Joined: 06/07/2012(UTC)
Posts: 1,156
Originally Posted by: waterslip Go to Quoted Post
Originally Posted by: Bogenschütze Go to Quoted Post
I had a similar problem with my first layout at the transition from level to slope as I was using standard length track pieces (a 24188 straight joined to a 24230 curve). I overcame the problem by replacing the straight with two pieces of 24094 and the curve with two pieces of 24215. This allowed a smoother transition from level onto the gradient.
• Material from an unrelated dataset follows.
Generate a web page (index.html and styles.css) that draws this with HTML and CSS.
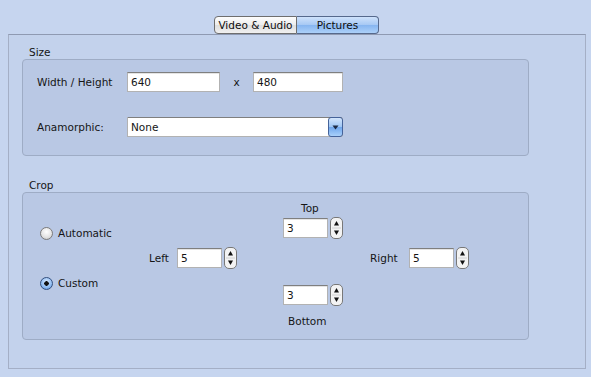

Bingo ! Yes Bogenschütze you are a genius mon ami ! Why didn’t I think of that? This exactly the case; I have 3x 24230 that I am having issues with, just replace them by 6x24215 will distribute the bending over 6 pieces rather than 3. Thank you, I will try that !



Good morning,

It’s your layout and if you were running other brands of trains I would say try what Bogenschütze has done but you’re running Märklin model trains and they deserve the best running conditions and so......

The best solution is to correct the “cause” so that the “effect” in the relationship between the tracks and rolling stock is free from errors. Using more tracks where the skewed incline is will still cause the result on the others. This is a combination of action and reaction, fix the problems and the problems disappears completely!

You asked for help and I replied with sincerity. ThumpUp

Remembering you’re running European trains




Not North American!




It’s your train set and having fun is all that matters!